• Ajin Madhavan

Why do humans find flowers beautiful?



We simply love flowers, perceive them beautiful, which makes them our favourite. However, our affection towards flowers did not simply evolve in a day. Imagine our ancestors, who were searching for the food in the forest, when some wildflower caught their eyes and they went behind it. Sounds strange, right? I think it had never happened in the past, as our primary goals were food and shelter. It seems that ancient civilizations might not have been so concerned with anniversaries and holidays. Nevertheless, they began cultivating flowers even thousands of years ago. Now everybody - every country and culture, love them. Flowers genuinely create happiness and awake our positive emotions. In our daily lives, we see them as symbol of love, greetings, gratitude, appreciation, and much more.

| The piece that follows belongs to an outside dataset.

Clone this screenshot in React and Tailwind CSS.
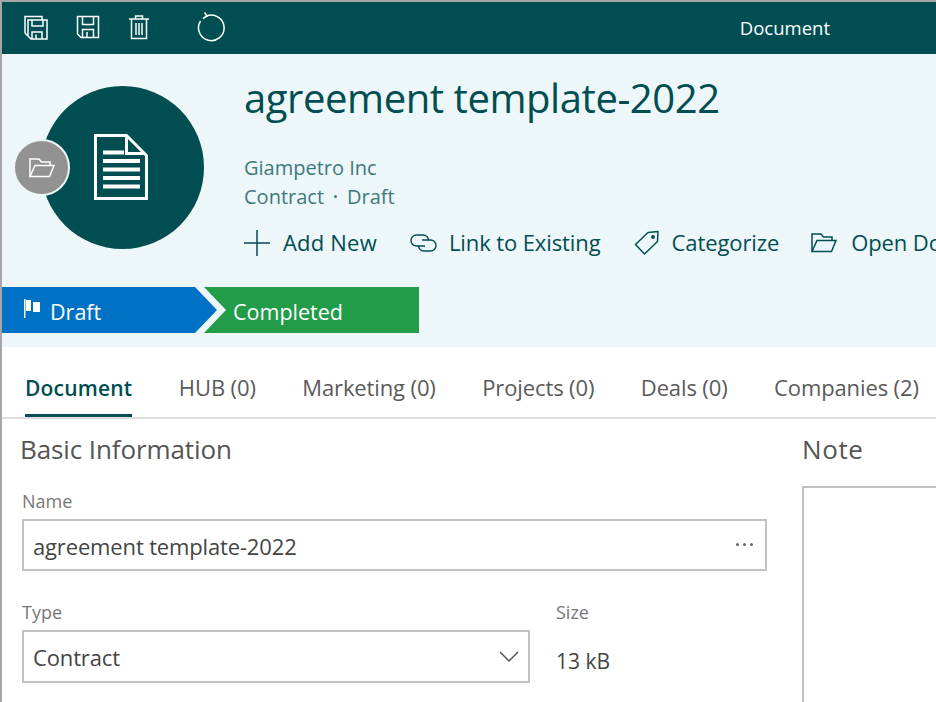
const font = "font-['Open_Sans',sans-serif]";

const TopIcons = () => (
  <div className="flex items-center pb-[2px]">
    <svg width="28" height="28" viewBox="0 0 28 28" fill="none" stroke="white" strokeWidth="1.500" className="ml-[18px] shrink-0">
      <path d="M5 20V3.500h17V7" />
      <path d="M5 20l3 3" />
      <path d="M8 7h19v19H11l-3-3z" />
      <path d="M12 7v6h11V7M12 26v-7h10v7M16 21.500V26" />
    </svg>
    <svg width="26" height="28" viewBox="0 0 26 28" fill="none" stroke="white" strokeWidth="1.500" className="ml-[27px] shrink-0">
      <path d="M2.500 3.500h21v21H6L2.500 21z" />
      <path d="M7.500 3.500v8h11v-8M7.500 24.500v-8h11v8M12 19v5.500" />
    </svg>
    <svg width="24" height="28" viewBox="0 0 24 28" fill="none" stroke="white" strokeWidth="1.500" className="ml-[26px] shrink-0">
      <path d="M2 6h20M8.500 6V3h7v3M4.500 6v19.500h15V6M9 10v12M12 10v12M15 10v12" />
    </svg>
    <svg width="30" height="30" viewBox="0 0 30 30" fill="none" stroke="white" strokeWidth="1.500" className="ml-[46px] shrink-0">
      <path d="M9.500 4a12.800 12.800 0 1 1-6 5" />
      <path d="M7.500 0.500l2.500 3.500-4 2.500" />
    </svg>
  </div>
);

const PlusIcon = () => (
  <svg width="26" height="26" viewBox="0 0 26 26" fill="none" stroke="#004e52" strokeWidth="1.500" className="shrink-0">
    <path d="M13 0v26M0 13h26" />
  </svg>
);

const LinkIcon = () => (
  <svg width="27" height="18" viewBox="0 0 27 18" fill="none" stroke="#004e52" strokeWidth="1.400" className="shrink-0">
    <path d="M15 12H6.500a5.500 5.500 0 0 1 0-11H13a5.500 5.500 0 0 1 5.500 5.500" />
    <path d="M12 6h8.500a5.500 5.500 0 0 1 0 11H14a5.500 5.500 0 0 1-5.500-5.500" />
  </svg>
);

const TagIcon = () => (
  <svg width="26" height="26" viewBox="0 0 26 26" fill="none" stroke="#004e52" strokeWidth="1.500" className="shrink-0">
    <path d="M1.500 14.500 14 2.500l10-1-.5 10L10.500 24z" strokeLinejoin="round" />
    <circle cx="19" cy="7" r="1.200" fill="#004e52" />
  </svg>
);

const FolderIcon = ({ color = "#004e52" }) => (
  <svg width="26" height="20" viewBox="0 0 26 20" fill="none" stroke={color} strokeWidth="1.500" className="shrink-0">
    <path d="M1 18.500V1h9l2.500 3H21v3.500" />
    <path d="M1 18.500 6 7.500h19l-4.500 11z" />
  </svg>
);

const tabs = ["HUB (0)", "Marketing (0)", "Projects (0)", "Deals (0)", "Companies (2)"];

export default function App() {
  return (
    <div className={`${font} h-[702px] w-[936px] overflow-hidden border-l-2 border-t-2 border-[#a6a6a6] bg-white`}>
      <div className="flex h-[52px] items-center justify-between bg-[#004e52] pr-[106px] text-white">
        <TopIcons />
        <span className="text-[18.500px] tracking-normal">Document</span>
      </div>

      <div className="h-[293px] bg-[#edf6f8]">
        <div className="flex h-[233px]">
          <div className="relative ml-[39px] mt-[32px] h-[163px] w-[163px] shrink-0 rounded-full bg-[#004e52]">
            <div className="flex h-full items-center justify-center">
              <svg width="54" height="66" viewBox="0 0 54 66" fill="none" className="mb-[1px] ml-[-4px]">
                <path d="M1.500 1.500h31l20 20v43h-51z" stroke="white" strokeWidth="3" />
                <path d="M32.500 1.500v18h18" stroke="white" strokeWidth="3" />
                <path d="M9 18.500h21M9 27h37M9 35.500h37M9 44h37M9 52.500h37" stroke="white" strokeWidth="4" />
              </svg>
            </div>
            <div className="absolute left-[-28px] top-[53px] flex h-[57px] w-[57px] items-center justify-center rounded-full border-[2px] border-[#edf6f8] bg-[#929292]">
              <FolderIcon color="white" />
            </div>
          </div>
          <div className="ml-[40px] w-max shrink-0">
            <h1 className="mt-[14px] whitespace-nowrap text-[40px] leading-[60px] tracking-[-0.43px] text-[#004e52]">agreement template-2022</h1>
            <div className="mt-[25px] text-[20px] leading-[29px] text-[#3d7a7d]">
              <div>Giampetro Inc</div>
              <div className="flex items-center">
                <span>Contract</span>
                <span className="mx-[10px] h-[3px] w-[3px] rounded-full bg-[#3d7a7d]" />
                <span>Draft</span>
              </div>
            </div>
            <div className="mt-[15px] flex items-center whitespace-nowrap text-[22px] tracking-[-0.1px] text-[#004e52]">
              <PlusIcon />
              <span className="ml-[13px] tracking-[0.2px]">Add New</span>
              <span className="ml-[33px]"><LinkIcon /></span>
              <span className="ml-[12px]">Link to Existing</span>
              <span className="ml-[33px]"><TagIcon /></span>
              <span className="ml-[12px]">Categorize</span>
              <span className="ml-[32px]"><FolderIcon /></span>
              <span className="ml-[14px]">Open Document</span>
            </div>
          </div>
        </div>
        <div className="flex h-[46px] text-[21.500px] text-white">
          <div className="flex w-[215px] items-center bg-[#0072c6] pl-[21px] pt-[5px] [clip-path:polygon(0_0,193px_0,215px_23px,193px_100%,0_100%)]">
            <svg width="18" height="20" viewBox="0 0 18 20" fill="white" className="mb-[8px] shrink-0">
              <path d="M1 0h1.500v19H1zM3 1h5v11H3zM10 3h7v10h-7z" />
            </svg>
            <span className="ml-[9px]">Draft</span>
          </div>
          <div className="ml-[-13px] flex w-[215px] items-center bg-[#229c49] pl-[29px] pt-[5px] [clip-path:polygon(0_0,100%_0,100%_100%,0_100%,22px_23px)]">Completed</div>
        </div>
      </div>

      <div className="flex h-[72px] items-start border-b-2 border-[#dcdcdc] pl-[23px] text-[22px] tracking-[-0.12px] text-[#5a5a5a]">
        <div className="flex h-[70px] items-center border-b-[3px] border-[#004e52] pt-[16px] text-[21px] font-semibold tracking-[0.2px] text-[#004e52]">Document</div>
        {tabs.map((t) => (
          <div key={t} className="ml-[46.500px] flex h-[70px] items-center whitespace-nowrap pt-[10px]">{t}</div>
        ))}
      </div>

      <div className="flex text-[#444]">
        <div className="ml-[18px] w-[747px]">
          <h2 className="mt-[10px] text-[26px] leading-[40px] tracking-[-0.1px] text-[#555]">Basic Information</h2>
          <div className="ml-[2px] mt-[20px] text-[18px] leading-[24px] text-[#777]">Name</div>
          <div className="ml-[2px] mt-[6px] flex h-[52px] items-center justify-between border-2 border-[#c2c2c2] pl-[9px] pr-[12px] pt-[2px] text-[22px] tracking-[-0.15px]">
            <span>agreement template-2022</span>
            <span className="mb-[3px] flex gap-[4px]">
              <span className="h-[3px] w-[3px] rounded-full bg-[#666]" />
              <span className="h-[3px] w-[3px] rounded-full bg-[#666]" />
              <span className="h-[3px] w-[3px] rounded-full bg-[#666]" />
            </span>
          </div>
          <div className="ml-[2px] mt-[29px] flex">
            <div className="w-[508px]">
              <div className="text-[18px] leading-[24px] text-[#777]">Type</div>
              <div className="mt-[6px] flex h-[53px] items-center justify-between border-2 border-[#c2c2c2] pl-[9px] pr-[9px] pt-[1px] text-[22px] tracking-[-0.15px]">
                <span>Contract</span>
                <svg width="20" height="12" viewBox="0 0 20 12" fill="none" stroke="#555" strokeWidth="1.500" className="shrink-0">
                  <path d="M1 1l9 9 9-9" />
                </svg>
              </div>
            </div>
            <div className="ml-[26px]">
              <div className="text-[18px] leading-[24px] text-[#777]">Size</div>
              <div className="mt-[22px] text-[21px]">13 kB</div>
            </div>
          </div>
        </div>
        <div className="ml-[35px] flex-1">
          <h2 className="mt-[10px] text-[26px] leading-[40px] tracking-[0.6px] text-[#555]">Note</h2>
          <div className="mt-[17px] h-[300px] border-2 border-r-0 border-[#c2c2c2]" />
        </div>
      </div>
    </div>
  );
}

During the evolutionary process, flowers were becoming more and more capable to entice humans, along with the other pollinators. However, it is a matter of their existence and nature that gave them a number of adaptations to present themselves as the best thing on Earth. Delightful colors, symmetrical structure, soft texture and fragrance are some of the key features of flowers. Hence, in general, flowers adopted all kinds of ways to attract their pollinators to ensure their survival, which makes them highly successful individuals. Certainly, humans are pollinators as well. Even though we are restricted when it comes to sensing the biggest part of the electromagnetic spectrum, we are still capable to recognize a broad array of colours in the visible spectrum. These colours make visual impact to urge their clients to go and check. It is like a welcome call: Hey you! Come visit me, I have what you need! In fact, flowers do not need to be stunningly beautiful, but the overall appearance, shape and the right combination of colours are necessary.

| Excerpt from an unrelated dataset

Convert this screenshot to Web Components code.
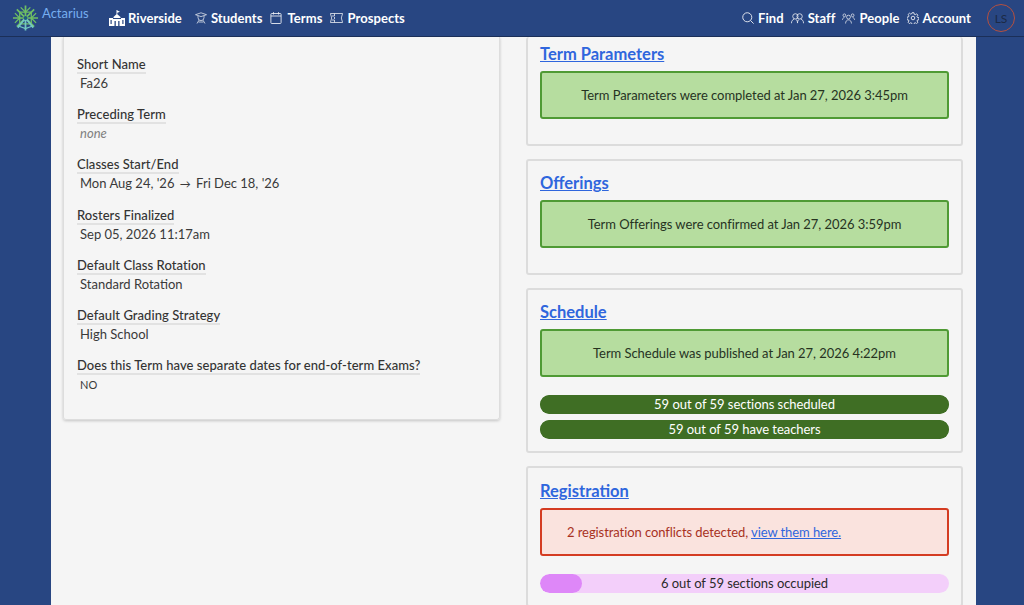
<!DOCTYPE html>
<html>
<head>
<meta charset="utf-8">
<title>Term</title>
<style>
    html, body { margin: 0; height: 100%; overflow: hidden; }
    body { background: #284682; font-family: "Lato", "Noto Sans", sans-serif; color: #2b2b2b; display: flex; flex-direction: column; }
    .arrow { font-size: 11px; margin: 0 2px; }
</style>
</head>
<body>

<app-nav>
    <nav-item slot="left" icon="school" style="margin-right: 5px">Riverside</nav-item>
    <nav-item slot="left" icon="student">Students</nav-item>
    <nav-item slot="left" icon="calendar">Terms</nav-item>
    <nav-item slot="left" icon="ticket">Prospects</nav-item>
    <nav-item slot="right" icon="search">Find</nav-item>
    <nav-item slot="right" icon="users">Staff</nav-item>
    <nav-item slot="right" icon="people">People</nav-item>
    <nav-item slot="right" icon="gear">Account</nav-item>
</app-nav>

<page-panel>
    <info-card slot="left">
        <field-item label="Short Name">Fa26</field-item>
        <field-item label="Preceding Term" muted>none</field-item>
        <field-item label="Classes Start/End">Mon Aug 24, '26 <span class="arrow">→</span> Fri Dec 18, '26</field-item>
        <field-item label="Rosters Finalized">Sep 05, 2026 11:17am</field-item>
        <field-item label="Default Class Rotation">Standard Rotation</field-item>
        <field-item label="Default Grading Strategy">High School</field-item>
        <field-item label="Does this Term have separate dates for end-of-term Exams?" small>NO</field-item>
    </info-card>

    <status-card slot="right" heading="Term Parameters" first>
        <status-alert>Term Parameters were completed at Jan 27, 2026 3:45pm</status-alert>
    </status-card>
    <status-card slot="right" heading="Offerings">
        <status-alert>Term Offerings were confirmed at Jan 27, 2026 3:59pm</status-alert>
    </status-card>
    <status-card slot="right" heading="Schedule" tight>
        <status-alert>Term Schedule was published at Jan 27, 2026 4:22pm</status-alert>
        <progress-pill value="59" max="59">59 out of 59 sections scheduled</progress-pill>
        <progress-pill value="59" max="59">59 out of 59 have teachers</progress-pill>
    </status-card>
    <status-card slot="right" heading="Registration" tight style="padding-top: 12px">
        <status-alert kind="error">2 registration conflicts detected, <a href="#">view them here.</a></status-alert>
        <progress-pill value="6" max="59" kind="purple">6 out of 59 sections occupied</progress-pill>
    </status-card>
</page-panel>

<script>
const ICONS = {
    school: `<svg viewBox="0 0 16 16" width="16" height="16" fill="#fff"><path d="M7.500 0h.8v.6L11 1.700 8.300 2.800v1.400L11.500 7v1h-7V7l3-2.800z"/><path d="M0 8h4v8H0zM12 8h4v8h-4zM4 9h8v7H4z"/><g fill="#284682"><rect x="1.500" y="10" width="1.200" height="4"/><rect x="13.300" y="10" width="1.200" height="4"/><rect x="5.500" y="11" width="1.300" height="5"/><rect x="9.200" y="11" width="1.300" height="5"/></g></svg>`,
    student: `<svg viewBox="0 0 12 12" width="12" height="12" fill="none" stroke="#fff" stroke-width=".8" opacity=".85"><path d="M.5 2.700 6 .8l5.500 1.900L6 4.600z"/><path d="M3 4v1.600a3 3 0 0 0 6 0V4"/><path d="M4 8.200 2 11.500M8 8.200l2 3.300M3.500 10h5"/></svg>`,
    calendar: `<svg viewBox="0 0 12 12" width="12" height="12" fill="none" stroke="#fff" stroke-width=".9" opacity=".9" style="margin-right: 1px"><rect x=".9" y="1.500" width="10.200" height="10" rx=".8"/><path d="M.9 4h10.200M3.500 .2v2.300M8.500 .2v2.300"/></svg>`,
    ticket: `<svg viewBox="0 0 13 10" width="13" height="10" fill="none" stroke="#fff" stroke-width=".8" opacity=".9"><path d="M.4.500h12.200l-1.300 4.500 1.300 4.500H.4L1.700 5z"/><path d="M4.500.500v2.500H2M4.500 9.500V7H2M4.500 4v2"/></svg>`,
    search: `<svg viewBox="0 0 13 13" width="12" height="12" fill="none" stroke="#fff" stroke-width="1" opacity=".9"><circle cx="5.700" cy="5.700" r="4.900"/><path d="m9.300 9.300 3.300 3.300"/></svg>`,
    users: `<svg viewBox="0 0 14 12" width="13" height="11" fill="none" stroke="#fff" stroke-width=".9" opacity=".9"><circle cx="4.700" cy="3.700" r="2.900"/><circle cx="9.300" cy="3.700" r="2.900"/><path d="M.4 11.200c0-2.700 1.300-4 3-4.400M13.600 11.200c0-2.700-1.300-4-3-4.400M5.200 7c1.200.5 1.800 2 1.800 4M8.800 7C7.600 7.500 7 9 7 11"/></svg>`,
    people: `<svg viewBox="0 0 14 12" width="13" height="11" fill="none" stroke="#fff" stroke-width=".8" opacity=".9"><circle cx="7" cy="4.500" r="2.100"/><circle cx="2.500" cy="2.500" r="1.500"/><circle cx="11.500" cy="2.500" r="1.500"/><path d="M3.800 11.500c0-2.500 1.300-4 3.200-4s3.200 1.500 3.200 4M.4 7.500c0-1.200.8-2.500 2.100-2.500M13.600 7.500c0-1.200-.8-2.500-2.100-2.500"/></svg>`,
    gear: `<svg viewBox="0 0 20 20" width="12" height="12" fill="none" stroke="#fff" stroke-width="1.500" opacity=".9"><circle cx="10" cy="10" r="3"/><path d="M8.400 1.200h3.200l.5 2.600 1.700.7 2.200-1.500 2.200 2.300-1.500 2.100.7 1.700 2.600.5v3.200l-2.600.5-.7 1.700 1.500 2.200-2.300 2.200-2.100-1.500-1.700.7-.5 2.600H8.400l-.5-2.600-1.700-.7-2.200 1.500-2.200-2.300 1.500-2.100-.7-1.700-2.600-.5V8.600l2.600-.5.7-1.700-1.500-2.200L4.100 2l2.100 1.500 1.700-.7z"/></svg>`,
};

class NavItem extends HTMLElement {
    connectedCallback() {
        this.attachShadow({ mode: 'open' });
        const gap = this.getAttribute('icon') === 'school' ? 3 : 4;
        this.shadowRoot.innerHTML = `
            <style>
                :host { display: inline-flex; align-items: center; gap: ${gap}px; color: #fff; font-size: 13px; font-weight: 700; letter-spacing: .06px; white-space: nowrap; }
                svg { display: block; flex: none; }
            </style>
            ${ICONS[this.getAttribute('icon')] || ''}<slot></slot>
        `;
    }
}

class AppNav extends HTMLElement {
    connectedCallback() {
        this.attachShadow({ mode: 'open' });
        this.shadowRoot.innerHTML = `
            <style>
                :host { display: flex; align-items: center; flex: none; height: 36px; border-bottom: 1px solid #1b2f58; background: #284682; padding: 0 9px 0 12px; }
                .brand { display: flex; align-items: center; gap: 3px; color: #76aef0; font-size: 13px; width: 97px; flex: none; }
                .brand span { padding-bottom: 11px; }
                .group { display: flex; align-items: center; gap: 8px; }
                .right { margin-left: auto; gap: 7px; }
                .avatar { width: 28px; height: 28px; box-sizing: border-box; border: 1px solid #b5503f; border-radius: 50%; display: flex; align-items: center; justify-content: center; color: #1c2a45; font-size: 12px; margin-left: 9px; }
            </style>
            <div class="brand">
                <svg viewBox="0 0 28 28" width="27" height="28" fill="none" stroke-width="1.800">
                    <g stroke="#6fc063"><path d="M5 5 23 23M23 5 5 23M1 14h26M14 1v12"/><path d="M8 8h12v12H8z" stroke-width="1.300"/><path d="M9 3l5 5 5-5M3 9l5 5-5 5M25 9l-5 5 5 5" stroke-width="1.300"/></g>
                    <g stroke="#74c7c0"><path d="M14 14v13M14 14 6 24M14 14l8 10"/><path d="M6 22l8 3 8-3" stroke-width="1.200"/></g>
                    <circle cx="14" cy="14" r="2" fill="#1f5a82"/>
                </svg>
                <span>Actarius</span>
            </div>
            <div class="group"><slot name="left"></slot></div>
            <div class="group right">
                <slot name="right"></slot>
                <div class="avatar">LS</div>
            </div>
        `;
    }
}

class PagePanel extends HTMLElement {
    connectedCallback() {
        this.attachShadow({ mode: 'open' });
        this.shadowRoot.innerHTML = `
            <style>
                :host { display: grid; grid-template-columns: 437px 437px; column-gap: 26px; align-items: start; flex: 1; box-sizing: border-box; width: 925px; margin-left: 51px; padding: 0 13px 0 12px; background: #f5f5f5; overflow: hidden; }
                .col { display: flex; flex-direction: column; gap: 13px; }
            </style>
            <div class="col"><slot name="left"></slot></div>
            <div class="col"><slot name="right"></slot></div>
        `;
    }
}

class InfoCard extends HTMLElement {
    connectedCallback() {
        this.attachShadow({ mode: 'open' });
        this.shadowRoot.innerHTML = `
            <style>
                :host { display: block; box-sizing: border-box; height: 383px; padding: 20px 13px 0; border: 1px solid #ddd; border-top: 0; border-radius: 0 0 3px 3px; box-shadow: 0 1px 3px rgba(0,0,0,.2); }
            </style>
            <slot></slot>
        `;
    }
}

class FieldItem extends HTMLElement {
    connectedCallback() {
        this.attachShadow({ mode: 'open' });
        this.shadowRoot.innerHTML = `
            <style>
                :host { display: block; height: 50.2px; font-size: 13px; }
                .label { display: block; width: fit-content; line-height: 15px; font-weight: 500; letter-spacing: .05px; color: #333; border-bottom: 2px solid #e2e2e2; }
                .value { display: block; margin-left: 3px; line-height: 19px; color: #3a3a3a; }
                .muted { color: #808080; font-style: italic; }
                .small { font-size: 11px; }
            </style>
            <span class="label">${this.getAttribute('label')}</span>
            <span class="value ${this.hasAttribute('muted') ? 'muted' : ''} ${this.hasAttribute('small') ? 'small' : ''}"><slot></slot></span>
        `;
    }
}

class StatusCard extends HTMLElement {
    connectedCallback() {
        this.attachShadow({ mode: 'open' });
        const first = this.hasAttribute('first');
        const pad = this.hasAttribute('tight') ? 12 : 25;
        this.shadowRoot.innerHTML = `
            <style>
                :host { display: block; box-sizing: border-box; padding: ${first ? 6 : 11}px 12px ${pad}px; border: 2px solid #dcdcdc; ${first ? 'border-top: 0;' : ''} border-radius: 3px; }
                a { display: inline-block; margin-bottom: 6px; font-size: 16.5px; line-height: 22px; font-weight: 700; color: #2f66dd; }
            </style>
            <a href="#">${this.getAttribute('heading')}</a>
            <slot></slot>
        `;
    }
}

class StatusAlert extends HTMLElement {
    connectedCallback() {
        this.attachShadow({ mode: 'open' });
        const error = this.getAttribute('kind') === 'error';
        this.shadowRoot.innerHTML = `
            <style>
                :host { display: block; box-sizing: border-box; height: 48px; line-height: 44px; padding: 0 ${error ? 25 : 12}px; text-align: ${error ? 'left' : 'center'}; font-size: 13px; letter-spacing: ${error ? '-.08px' : '-.05px'}; border: 2px solid ${error ? '#d43c22' : '#4f9a34'}; border-radius: 3px; background: ${error ? '#fae3de' : '#b6dd9f'}; color: ${error ? '#a8321f' : '#26331f'}; }
                ::slotted(a) { color: #2f66dd; }
            </style>
            <slot></slot>
        `;
    }
}

class ProgressPill extends HTMLElement {
    connectedCallback() {
        this.attachShadow({ mode: 'open' });
        const pct = 100 * this.getAttribute('value') / this.getAttribute('max');
        const purple = this.getAttribute('kind') === 'purple';
        this.shadowRoot.innerHTML = `
            <style>
                :host { display: block; position: relative; height: 19px; margin-top: 6px; border-radius: 10px; overflow: hidden; background: ${purple ? '#f3cffa' : '#3f6e24'}; font-size: 13px; letter-spacing: -.04px; }
                .fill { position: absolute; inset: 0 auto 0 0; width: ${pct}%; border-radius: 10px; background: ${purple ? '#de87f8' : '#3f6e24'}; }
                .text { position: relative; display: block; line-height: 19px; text-align: center; color: ${purple ? '#2b2b2b' : '#fff'}; }
            </style>
            <div class="fill"></div>
            <span class="text"><slot></slot></span>
        `;
    }
}

customElements.define('nav-item', NavItem);
customElements.define('app-nav', AppNav);
customElements.define('page-panel', PagePanel);
customElements.define('info-card', InfoCard);
customElements.define('field-item', FieldItem);
customElements.define('status-card', StatusCard);
customElements.define('status-alert', StatusAlert);
customElements.define('progress-pill', ProgressPill);

// pills sit a bit lower under an alert than under another pill
for(let alert of document.querySelectorAll('status-alert')) {
    if(alert.nextElementSibling) alert.style.marginBottom = '18px';
}
for(let pill of document.querySelectorAll('status-alert + progress-pill')) {
    pill.style.marginTop = '0';
}
</script>
</body>
</html>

Regarding the human appreciation for flowers, there are a few arguments. Few experts say there could be some genes in common which may be the reason for the possible attraction. Some researchers argue that our attraction to them is purely societal and we love them because we are supposed to do so. However, the human brain gets an impression about a flower mainly through the visual impact along with other sensory features, which stimulate the exact sensory areas in our brain and generate happy hormones. Primarily, it is the striking colour, which immediately energize our senses. Therefore, these signals from the flower connect to the exact areas where the flower want them to, and it is highly successful to do so.


What actually happens, in reality, becomes more interesting and unreal if we dig deeper in this subject. How actually do the signals work without any connections? The impressive array of photoreceptors in our eyes is capable of receiving a broad range of wavelengths (visible spectra). When the light particle hits a set of atoms, part of the energy is absorbed by the electrons, who then release some part of the mentioned energy, while changing their energy levels. It is the reflected wavelengths, which we sense as colours. In general, these signals are tiny energy packets with different energy levels, which further interact with our receptors. There can be some similarities in fundamental particles between the flowers and photoreceptors, to make a specific colour. Do they have a quantum connection or an entanglement?



Quantum entanglement concept is one of the strangest aspects of quantum physics. Albert Einstein used to dislike the theory of quantum mechanism and call it “spooky action at a distance.” In quantum physics, entangled particles remain connected so that actions performed on one affect the other, even when they are separated by great distances. Interestingly, over the past few decades, physicists proved entanglement between the particles at a distance. Here, I will leave and let you think further. Yes, we are connected with nature through the invisible entanglement of fundamental particles, which is beyond our normal perception. All that we sense and feel certainly has a hidden meaning. In this same way we connect with the flowers, too.